Daí que o restaurante, âmbito de mesuras e contenção gestual, de maneirismos e etiquetas, tenha assumido esse caráter de espaço cativo dos egos feridos de uma cearensidade cuja vocação para a disputa física confunde o doméstico e o público, não se deixando convencer por apelos de uma saudável conduta.

Lugar de acomodação social, sem necessariamente afrouxar os esquemas de diferenciação a partir dos quais todo mundo é rotulado e suas origens mapeadas, o restaurante é por excelência o ambiente no qual nenhuma disciplina se mascara por muito tempo, principalmente quando fabricada em viagens rápidas de consumo nos outlets mais próximos, a um salto de avião.

Logo às primeiras garrafas e pratos de entrada, os velhos hábitos se revelam, irreprimíveis, e cada um fala e se exprime na linguagem que lhe é própria, de maneira mais ou menos elegante, mais ou menos apropriada às codificações exigidas, mais ou menos à altura do estatuto que tal ou qual figura se atribui.

Ora, é nesses momentos que o dito-cujo, mal contido na roupa “jiqui” de grã-fino improvisado, parte para as vias de fato, deixando de lado a indumentária de novo-rico para fazer vir à tona o personagem que de fato encarna no teatro da alencarinidade em eterno estado de “belle époque”.

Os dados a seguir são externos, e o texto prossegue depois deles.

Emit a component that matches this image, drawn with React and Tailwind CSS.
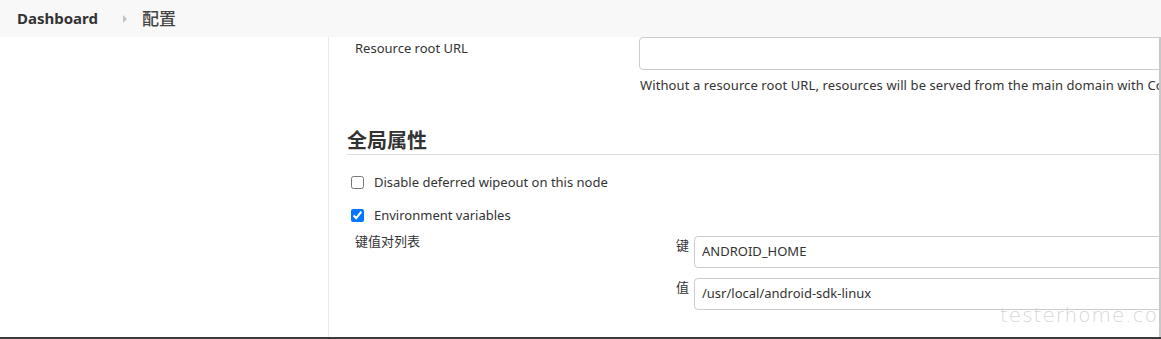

Nesse grande tablado tropical, os angus, muito caroçudos, se consomem à vista de todos, seja no salão rococó onde ainda se confraterniza, seja no “after” rumoroso, transformado num tira-teima ou prova de valentia à semelhança dos desafios escolares, durante os quais os mais fortes sempre se impunham quando a hora da aula acabava.

Para mim, não deixa de ser curioso e até triste que tudo isso se dê num restaurante (aqui tomado genericamente), hoje verdadeira sucursal das delegacias plantonistas, aonde os convivas vão na sequência do cardápio apimentado, de digestão custosa e preço salgado.